La hoja de ruta del independentismo catalán ha ocupado la actualidad esta semana, y previsiblemente también lo haga en los próximos meses, invadiendo la campaña electoral de los comicios del 20 de diciembre. La resolución independentista se apoya en una exigua mayoría absoluta en escaños -no así en votos, aunque por muy poco- y en la supuesta legitimidad que otorga el Parlament catalán, por oposición al español.

El independentismo catalán se ha alimentado todos estos años de la pretendida incomprensión y maldad de su antagonista -el Estado español-, absolutamente insensible e inmóvil frente a sucesivas manifestaciones, súplicas, exigencias, y en general cualquier mensaje que llegase desde Cataluña. Así, año tras año, entrábamos en un bucle en virtud del cual el independentismo se manifestaba en la Diada catalana, o bien los partidos independentistas vencían en sucesivos procesos electorales, mientras desde Madrid sólo recibían una única respuesta: el mutismo.

Durante años, la sempiterna inacción del gobierno español ha cargado de razones, y de votos, al independentismo. Combinada con la agresividad discursiva que llegaba desde los adláteres mediáticos de la derecha española, constituía un cóctel explosivo. Bien es cierto que la cosa podría ser todavía peor. Podríamos tener a un Aznar que incendiara el país, anulase la autonomía de Cataluña al primer movimiento del 'enemigo' y, en definitiva, enquistase aún más el conflicto; pero no es que el balance de estos cuatro años de legislatura constituya, en lo que se refiere a la contención del independentismo, un éxito para Rajoy.

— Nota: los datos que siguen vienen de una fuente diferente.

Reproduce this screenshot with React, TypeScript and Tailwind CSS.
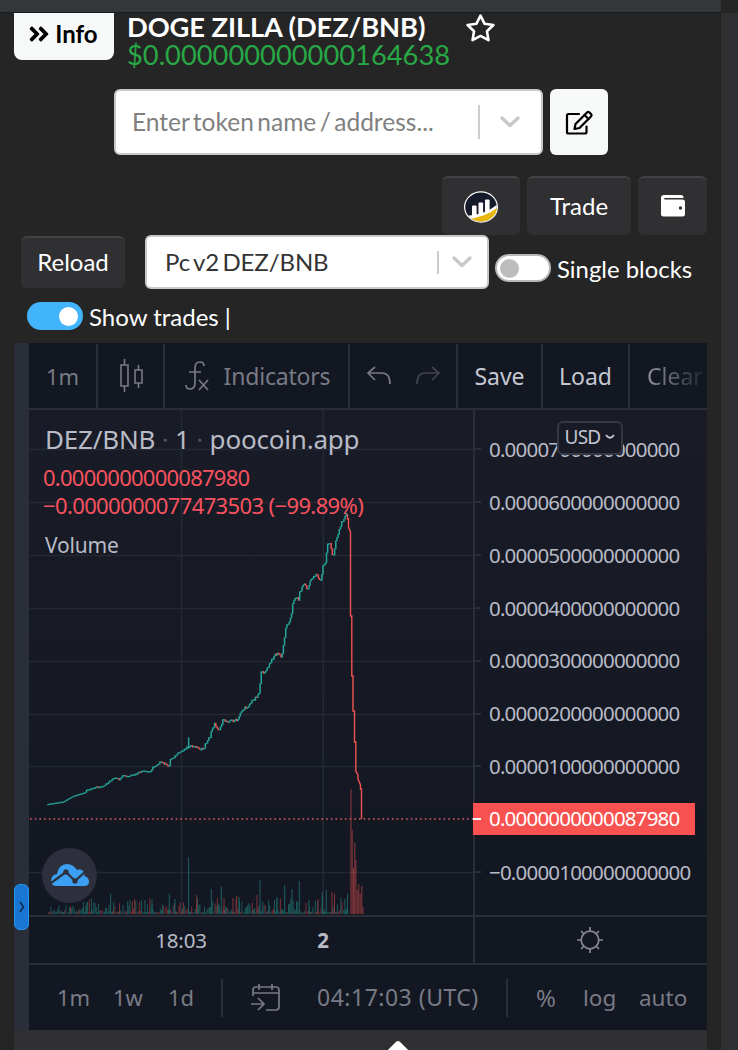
import type { ReactNode } from 'react';
import { clsx } from 'clsx';
import { FaAngleDoubleRight } from 'react-icons/fa';
import { FiStar } from 'react-icons/fi';

const TEAL = '#26a69a';
const RED = '#ef5350';

const priceLabels = [
  '0.0000700000000000',
  '0.0000600000000000',
  '0.0000500000000000',
  '0.0000400000000000',
  '0.0000300000000000',
  '0.0000200000000000',
  '0.0000100000000000',
  '0.0000000000087980',
  '−0.0000100000000000',
];

const gridRows = [449.5, 502.5, 555.5, 608.5, 661.5, 714.5, 766.5, 872.5];

// price path in chart coordinates
const pricePoints: [number, number][] = [
  [47.3, 804.7], [56, 803.3], [64, 802], [73.3, 796.7], [86, 792.7], [87.5, 790], [96.7, 787.3],
  [104, 787.3], [110.7, 780.7], [115, 778.7], [120.7, 780], [124, 775.3], [126.7, 777.3],
  [135, 775.3], [141.7, 772], [150, 772], [153.3, 768], [160, 762.7], [164, 763.3], [169.3, 767.3],
  [170.5, 760], [181.7, 751.7], [188.7, 746.5], [196.7, 747.3], [202, 750], [204, 749], [208.3, 739.3],
  [210.7, 738], [211.7, 730], [215, 724.7], [220, 730], [222.7, 721.3], [236.7, 720.7], [238, 722],
  [241, 711.7], [247.3, 707.3], [258.3, 695], [260, 691.7], [261, 674], [266.7, 671], [275, 655],
  [280, 654], [281.7, 659.3], [283.3, 650], [286, 628.3], [291.7, 616.7], [293.3, 603.3],
  [295, 597.3], [299.3, 599.3], [300, 593.3], [304.3, 583.3], [308, 590], [311.7, 579.3],
  [317.3, 573.3], [319.3, 580.7], [322, 580], [322.7, 566.7], [326, 563.3], [327.7, 543.3],
  [330.7, 545], [333.3, 558.3], [336, 541.7], [341.7, 524], [346, 514],
];

const crashPath =
  'M347.5 514V519H348.5V527L350.5 532V616H351.8V676H353V711H354.5V742H355.8V771L358 775V779L360.5 785V789H361.5V819';

const volumeSpikes: [number, number, boolean][] = [
  [87.3, 902, true], [110.6, 894, true], [134.7, 899, false], [145, 900, true], [152, 899, true],
  [169.3, 894, true], [175, 899, true], [188.6, 857.5, true], [196.7, 895, false], [211.3, 889, true],
  [221.3, 887, true], [224, 898, false], [233, 898, false], [236.7, 896, false], [239, 897, true],
  [257, 895, false], [260, 880, true], [277, 897, true], [284.7, 885, true], [292, 889, true],
  [299.3, 881, true], [309, 900, true], [318, 899, false], [322.3, 892, true], [326.3, 890, true],
  [332, 892, false], [334.5, 894, false], [345, 899, true], [347.5, 894, true],
];

const crashVolume: [number, number][] = [
  [351, 789], [352.2, 830], [353.5, 868], [354.8, 843], [356, 860], [357.4, 890], [358.8, 884],
  [360.2, 894], [361.8, 886], [363, 907],
];

const noise = (n: number) => {
  const v = Math.sin(n * 12.9898) * 43758.5453;
  return v - Math.floor(v);
};

const priceAt = (x: number) => {
  const i = pricePoints.findIndex(([px]) => px >= x);
  if (i <= 0) return pricePoints[i === 0 ? 0 : pricePoints.length - 1][1];
  const [x0, y0] = pricePoints[i - 1];
  const [x1, y1] = pricePoints[i];
  return y0 + ((y1 - y0) * (x - x0)) / (x1 - x0);
};

const candles = Array.from({ length: 257 }, (_, i) => {
  const x = 47.3 + i * 1.165;
  const shake = x > 200 ? 3.2 : x > 85 ? 2 : 0.2;
  const open = priceAt(x) + (noise(i) - 0.5) * shake;
  const close = priceAt(x + 1.165) + (noise(i + 1) - 0.5) * shake;
  return { x, top: Math.min(open, close), height: Math.max(1.3, Math.abs(open - close) + 0.6), up: close <= open + 0.6 };
});

const volumes = Array.from({ length: 258 }, (_, i) => ({
  x: 48 + i * 1.165,
  height: 1.5 + Math.pow(noise(i + 300), 3) * (i < 30 ? 8 : 15),
  up: noise(i + 900) > 0.35,
}));

const DarkButton = ({ className, children }: { className: string; children: ReactNode }) => (
  <button
    className={clsx(
      'flex items-center justify-center rounded-md border-t-2 border-[#434345] bg-[#303032] pb-[2px] text-[24px] text-white',
      className
    )}
  >
    {children}
  </button>
);

const SelectChevron = () => (
  <svg viewBox="0 0 22 14" className="h-[14px] w-[22px]" fill="none" stroke="#c8c8c8" strokeWidth="3.4" strokeLinecap="round" strokeLinejoin="round">
    <path d="M3 3l8 7.5L19 3" />
  </svg>
);

const EditIcon = () => (
  <svg viewBox="0 0 28 26" className="mt-px h-[26px] w-[28px]" fill="none" stroke="#000" strokeWidth="2.200" strokeLinejoin="round" strokeLinecap="round">
    <path d="M14 4H3.5Q2 4 2 5.5V22Q2 23.5 3.5 23.5H20Q21.500 23.500 21.500 22V16.500" />
    <path d="M9.500 19L10.500 14L22 2.500Q23.200 1.400 24.500 2.500L26 4Q27 5.200 26 6.400L14.500 18Z" />
    <path d="M19.500 5L23.500 9" />
  </svg>
);

const WalletIcon = () => (
  <svg viewBox="0 0 26 24" className="h-[24px] w-[26px]">
    <path d="M4 1H21Q23.500 1 23.500 3V4H5Q4 4 4 4.700T5 5.400H22.500Q25 5.400 25 8V20Q25 22.500 22.500 22.500H3.500Q1 22.500 1 20V4Q1 1 4 1Z" fill="#fff" />
    <circle cx="20.500" cy="14" r="1.700" fill="#303032" />
  </svg>
);

const PooLogo = () => (
  <svg viewBox="0 0 36 34" className="mt-[2px] h-[34px] w-[36px]">
    <clipPath id="coin">
      <ellipse cx="18" cy="17" rx="15.800" ry="14.500" />
    </clipPath>
    <ellipse cx="18" cy="17" rx="17" ry="15.700" fill="#fff" />
    <g clipPath="url(#coin)">
      <rect width="36" height="34" fill="#161b2c" />
      <path d="M0 26Q22 26 36 13V34H0Z" fill="#fff" />
      <path d="M4 29Q25 27 36 16V36H4Z" fill="#e8b70c" />
    </g>
    <rect x="9" y="15.500" width="4.600" height="12" rx="1" fill="#fff" />
    <rect x="15.500" y="12.500" width="4.600" height="13" rx="1" fill="#fff" />
    <rect x="22" y="9.500" width="4.600" height="13" rx="1" fill="#fff" />
  </svg>
);

const Header = () => (
  <header>
    <div className="h-[13px] border-b border-[#191919] bg-[#33373a]" />
    <div className="flex h-[76px] pl-[14px]">
      <button className="flex h-[47px] w-[100px] items-center justify-center gap-[5px] rounded-b-lg bg-[#f7f9f9] pr-[2px] pb-[5px] text-[24px] font-bold text-black">
        <FaAngleDoubleRight className="h-[24px] w-[22px]" />
        Info
      </button>
      <div className="ml-[13px] whitespace-nowrap">
        <h1 className="h-[28px] text-[27.300px] leading-[28px] font-bold tracking-[-0.1px] text-white">DOGE ZILLA (DEZ/BNB)</h1>
        <p className="text-[27.300px] leading-[28px] text-[#28a745]">$0.000000000000164638</p>
      </div>
      <FiStar className="ml-[15px] size-[31px] text-white" />
    </div>
    <div className="flex gap-[7px] pl-[114px]">
      <div className="flex h-[66px] w-[429px] items-center rounded-md border-2 border-[#c8c8c8] bg-white pl-[16px] text-[24.500px] text-[#808080]">
        <span className="w-[346px] [word-spacing:-2.800px]">Enter token name / address...</span>
        <span className="h-[34px] w-[2px] bg-[#ccc]" />
        <span className="ml-[19px]">
          <SelectChevron />
        </span>
      </div>
      <button className="flex h-[66px] w-[58px] items-center justify-center rounded-md bg-[#f7f9f9]">
        <EditIcon />
      </button>
    </div>
  </header>
);

const Controls = () => (
  <div className="pt-[21px]">
    <div className="flex gap-[7px] pl-[442px]">
      <DarkButton className="h-[59px] w-[78px]">
        <PooLogo />
      </DarkButton>
      <DarkButton className="h-[59px] w-[104px]">Trade</DarkButton>
      <DarkButton className="h-[59px] w-[69px]">
        <WalletIcon />
      </DarkButton>
    </div>
    <div className="flex items-center pl-[21px] text-[24px]">
      <DarkButton className="h-[52px] w-[104px]">Reload</DarkButton>
      <div className="ml-[20px] flex h-[54px] w-[344px] items-center rounded-md border-2 border-[#c8c8c8] bg-white pl-[18px] text-[#333]">
        <span className="w-[272px] tracking-[-0.100px] [word-spacing:-2.600px]">Pc v2 DEZ/BNB</span>
        <span className="h-[23px] w-[2px] bg-[#ccc]" />
        <span className="ml-[12px]">
          <SelectChevron />
        </span>
      </div>
      <span className="mt-[12px] ml-[6px] flex h-[28px] w-[56px] items-center rounded-full border-2 border-[#b9b9b9] bg-white pl-[3px]">
        <span className="size-[19px] rounded-full bg-[#bdbdbd]" />
      </span>
      <span className="mt-[14px] ml-[6px] text-[23.900px] whitespace-nowrap text-white">Single blocks</span>
    </div>
    <div className="flex h-[54px] items-start pt-[13px] pl-[27px] text-[24px] text-white">
      <span className="flex h-[28px] w-[56px] items-center justify-end rounded-full bg-[#42b4fb] pr-[5px]">
        <span className="size-[19px] rounded-full bg-white" />
      </span>
      <span className="ml-[6px] leading-[30px]">Show trades |</span>
    </div>
  </div>
);

const Tool = ({ className, children }: { className: string; children?: ReactNode }) => (
  <div className={clsx('flex h-full shrink-0 items-center justify-center border-r-2 border-[#2a2e39]', className)}>{children}</div>
);

const Toolbar = () => (
  <div className="flex h-[67px] overflow-hidden border-b-2 border-[#2a2e39] bg-[#131722] pt-px text-[23px] text-[#787b86]">
    <Tool className="w-[69px] text-[22px]">1m</Tool>
    <Tool className="w-[67px]">
      <svg viewBox="0 0 26 36" className="ml-[2px] h-[36px] w-[26px]" fill="none" stroke="currentColor" strokeWidth="1.600">
        <path d="M2 7H9V28H2ZM5.500 1V7M5.500 28V34M16 12H23V25H16ZM19.500 7V12M19.500 25V30" />
      </svg>
    </Tool>
    <Tool className="w-[185px] gap-[14px]">
      <svg viewBox="0 0 26 32" className="h-[32px] w-[26px]" fill="none" stroke="currentColor" strokeWidth="1.700">
        <path d="M20 6Q20 2 16 2Q11 2 11 8V23Q11 29 6 29Q2 29 2 25M5 12H17M15 20L24 30M24 20L15 30" />
      </svg>
      <span className="-mr-px tracking-[-0.200px]">Indicators</span>
    </Tool>
    <Tool className="w-[108px] gap-[25px]">
      <svg viewBox="0 0 24 20" className="h-[20px] w-[24px]" fill="none" stroke="currentColor" strokeWidth="1.700">
        <path d="M8 1L1 7L8 14M1 7H15Q23 7 23 18" />
      </svg>
      <svg viewBox="0 0 24 20" className="h-[20px] w-[24px] opacity-45" fill="none" stroke="currentColor" strokeWidth="1.700">
        <path d="M16 1L23 7L16 14M23 7H9Q1 7 1 18" />
      </svg>
    </Tool>
    <Tool className="w-[85px] text-[#c5c8d1]">Save</Tool>
    <Tool className="w-[87px] text-[#c5c8d1]">Load</Tool>
    <div className="flex w-[77px] items-center overflow-hidden bg-gradient-to-r from-[#9598a1] from-20% to-[#242834] to-95% bg-clip-text pl-[17px] text-transparent">
      Clear
    </div>
  </div>
);

const ChartPane = () => (
  <div className="relative h-[505px] w-[444px]">
    <svg viewBox="29 410 444 505" className="block h-[505px] w-[444px]">
      <g stroke="#242833" strokeWidth="1.600">
        {gridRows.map((y) => (
          <line key={y} x1="29" x2="473" y1={y} y2={y} />
        ))}
        <line x1="181.500" x2="181.500" y1="410" y2="916" />
        <line x1="323.300" x2="323.300" y1="410" y2="916" />
      </g>
      <g opacity="0.5">
        {volumes.map((bar) => (
          <rect key={bar.x} x={bar.x} y={914 - bar.height} width="0.9" height={bar.height} fill={bar.up ? TEAL : RED} />
        ))}
        {volumeSpikes.map(([x, y, up]) => (
          <rect key={x} x={x - 0.5} y={y} width="1" height={914 - y} fill={up ? TEAL : RED} />
        ))}
        {crashVolume.map(([x, y]) => (
          <rect key={x} x={x - 0.6} y={y} width="1.100" height={914 - y} fill={RED} />
        ))}
      </g>
      <rect x="187.900" y="737.500" width="1.400" height="11" fill={TEAL} />
      {candles.map((c) => (
        <rect key={c.x} x={c.x} y={c.top - 0.6} width="1.500" height={c.height} fill={c.up ? TEAL : RED} />
      ))}
      <path d={crashPath} fill="none" stroke={RED} strokeWidth="1.400" />
      <line x1="30" x2="473" y1="819" y2="819" stroke="#e05a62" strokeWidth="1.600" strokeDasharray="1.600 3.100" />
    </svg>
    <div className="absolute top-[12px] left-[16px] whitespace-nowrap">
      <h2 className="text-[26px] leading-[34px] tracking-[-0.200px] text-[#b8bbc6]">
        DEZ/BNB <span className="text-[#50535e]">·</span> 1 <span className="text-[#50535e]">·</span> poocoin.app
      </h2>
      <p className="mt-[7px] -ml-[2px] text-[22px] leading-[28px] tracking-[-0.750px] text-[#f7525f]">0.0000000000087980</p>
      <p className="-ml-[2px] text-[22px] leading-[28px] tracking-[-0.630px] text-[#f7525f]">−0.0000000077473503 (−99.89%)</p>
      <p className="mt-[12px] text-[21px] leading-[28px] tracking-[-0.200px] text-[#b8bbc6]">Volume</p>
    </div>
    <div className="absolute top-[438px] left-[13px] flex size-[55px] items-center justify-center rounded-full bg-[#2d2f3c]">
      <svg viewBox="0 0 40 24" className="-mt-[2px] h-[24px] w-[40px]">
        <path d="M7 23Q1 23 1 18Q1 12 7 11Q9 1 17 1Q23 1 27 7Q31 5 34 9Q35 13 34 13Q39 14 39 19Q39 23 34 23Z" fill="#3ba0f3" />
        <path d="M1 20L16 9L25 18L36 8" fill="none" stroke="#2d2f3c" strokeWidth="2.200" />
        <circle cx="16" cy="9" r="2.700" fill="#2d2f3c" />
        <circle cx="25" cy="18" r="2.700" fill="#2d2f3c" />
      </svg>
    </div>
  </div>
);

const PriceAxis = () => (
  <div className="relative w-[234px] border-l-2 border-[#2a2e39] pt-[13px] text-[20.500px] tracking-[-0.8px] text-[#b8bbc6]">
    {priceLabels.map((label, i) => (
      <div key={label} className="flex h-[52.850px] items-center">
        {i === 7 ? (
          <div className="-ml-[2px] flex h-[32px] w-[222px] items-center gap-[8px] bg-[#f7524f] pb-px text-white">
            <span className="h-[2px] w-[8px] bg-white" />
            {label}
          </div>
        ) : (
          <>
            <span className="mr-[8px] h-[2px] w-[6px] bg-[#2a2e39]" />
            {label}
          </>
        )}
      </div>
    ))}
    <button className="absolute top-[11px] left-[82px] flex h-[34px] w-[66px] items-center justify-center gap-[5px] rounded-md border-2 border-[#343843] bg-[#181b26] pb-[2px] text-[19px] text-[#c5c8d1]">
      USD
      <svg viewBox="0 0 10 6" className="h-[6px] w-[10px]" fill="none" stroke="currentColor" strokeWidth="1.800">
        <path d="M1 1Q5 6.500 9 1" />
      </svg>
    </button>
  </div>
);

const TimeAxis = () => (
  <div className="flex h-[50px] border-y-2 border-[#2a2e39] text-[20.500px] text-[#b8bbc6]">
    <div className="flex w-[444px] items-center pt-px">
      <span className="ml-[117px] w-[70px] text-center tracking-[-0.200px]">18:03</span>
      <span className="ml-[72px] w-[70px] text-center font-bold">2</span>
    </div>
    <div className="flex w-[234px] items-center justify-center border-l-2 border-[#2a2e39] pr-[2px]">
      <svg viewBox="0 0 28 28" className="size-[28px]" fill="none" stroke="#868993" strokeWidth="1.700">
        <circle cx="14" cy="14" r="8.800" />
        <path d="M14 1V5M14 23V27M1 14H5M23 14H27M5 5L8 8M20 20L23 23M5 23L8 20M20 8L23 5" />
      </svg>
    </div>
  </div>
);

const BottomBar = () => (
  <div className="flex h-[65px] items-center whitespace-nowrap text-[23px] text-[#787b86]">
    <span className="ml-[28px] w-[56px] text-[22px]">1m</span>
    <span className="w-[55px] text-[22px]">1w</span>
    <span className="w-[53px] text-[22px]">1d</span>
    <span className="h-[38px] w-[2px] bg-[#2a2e39]" />
    <svg viewBox="0 0 30 28" className="ml-[27px] h-[28px] w-[30px]" fill="none" stroke="currentColor" strokeWidth="1.700">
      <path d="M3 12V6Q3 3 6 3H26Q29 3 29 6V23Q29 26 26 26H16M3 9H29M9 0V6M22 0V6M1 20H13M8 14L14 20L8 26" />
    </svg>
    <span className="ml-[37px] w-[189px] tracking-[0.500px]">04:17:03 (UTC)</span>
    <span className="h-[38px] w-[2px] bg-[#2a2e39]" />
    <span className="ml-[28px] w-[47px] text-[24px]">%</span>
    <span className="w-[56px] text-[22.500px]">log</span>
    <span className="text-[22.500px]">auto</span>
  </div>
);

const App = () => (
  <div className="flex h-[1050px] w-[738px] overflow-hidden bg-[#252525] font-['Lato',sans-serif]">
    <div className="w-[721px] shrink-0">
      <Header />
      <Controls />
      <div className="ml-[14px] flex h-[687px] w-[693px] font-['Noto_Sans',sans-serif]">
        <div className="w-[15px] shrink-0 bg-[#2a2e39] pt-[541px]">
          <div className="flex h-[46px] w-[15px] items-center justify-center rounded-[6px] border border-[#2196f3] bg-[#1976d2]">
            <svg viewBox="0 0 6 12" className="h-[12px] w-[6px]" fill="none" stroke="#0d2a4d" strokeWidth="1.600">
              <path d="M1 1L4.500 6L1 11" />
            </svg>
          </div>
        </div>
        <div className="w-[678px] bg-[#131722]">
          <Toolbar />
          <div className="flex h-[505px] bg-gradient-to-b from-[#191c27] to-[#131722]">
            <ChartPane />
            <PriceAxis />
          </div>
          <TimeAxis />
          <BottomBar />
        </div>
      </div>
      <div className="ml-[14px] flex h-[20px] w-[693px] justify-center overflow-hidden bg-[#303032] pt-[14px] pl-[75px]">
        <span className="size-[20px] shrink-0 rotate-45 rounded-[3px] bg-white" />
      </div>
    </div>
    <div className="mt-[13px] w-[17px] bg-[#303033]" />
  </div>
);

export default App;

Sin embargo, que el oponente cometa errores, o no tome decisiones, incluso que su decisión sea una absoluta dejación de funciones, no habilita a los partidarios de la independencia para hacer cualquier cosa. Y que encontramos dos falacias. La primera, en la que han acabado por tener bastante éxito, es la idea de que un movimiento significativo (aunque está por ver si mayoritario) de la sociedad catalana otorga legitimidad para convocar un referéndum vinculante. En realidad, no hay ningún motivo para considerar que una parte de un país, por muy cohesionada social, histórica y administrativamente que esté, tenga mayor legitimidad democrática que el conjunto del país para tomar este tipo de decisiones. Ahora bien, estos años de pasotismo típicamente rajoyano quizás hayan servido para que las instituciones catalanas, en las que el independentismo es mayoritario, puedan arrogarse dicha legitimidad. De hecho, así ha crecido en Cataluña (y también fuera de Cataluña) la idea de que es un derecho razonable y lógico de los catalanes el que sean ellos, y sólo ellos, quienes tomen esa decisión: el derecho a decidir, indiscutiblemente mayoritario en Cataluña, aunque algunos de quienes lo apoyan quieran votar No.

En cambio, resulta muy complicado ver la legitimidad democrática que puede tener el independentismo para avalar el proceso recién comenzado. No es ya que unas elecciones autonómicas no sean el escenario más adecuado para dilucidar las mayorías en este tipo de situaciones (aunque el independentismo se arroga el derecho a hacerlo, dado que no han podido celebrar un referéndum en condiciones); es que de ninguna manera la mayoría obtenida en las elecciones es suficiente para iniciar un proceso de estas características. Bien al contrario, constituye un ejemplo de "tiranía de la mayoría" en toda regla, donde el 52% del Parlamento, que representa al 48% de los votantes, impone nada menos que un proceso de ruptura con el resto del país a los habitantes de una comunidad autónoma. Una vergüenza antidemocrática, y también un error estratégico.

Al independentismo le iba mucho mejor denunciando que sus rivales (el Estado español) no hacían nada para solucionar los problemas de Cataluña. Está por ver, en cambio, que el lamentable espectáculo de la independencia por decreto, con el telón de fondo de las interminables negociaciones para investir president a Artur Mas (que muestra una nueva falacia de los independentistas: la idea de que la independencia esté por encima de las personas), sea algo más que un camino a ninguna parte.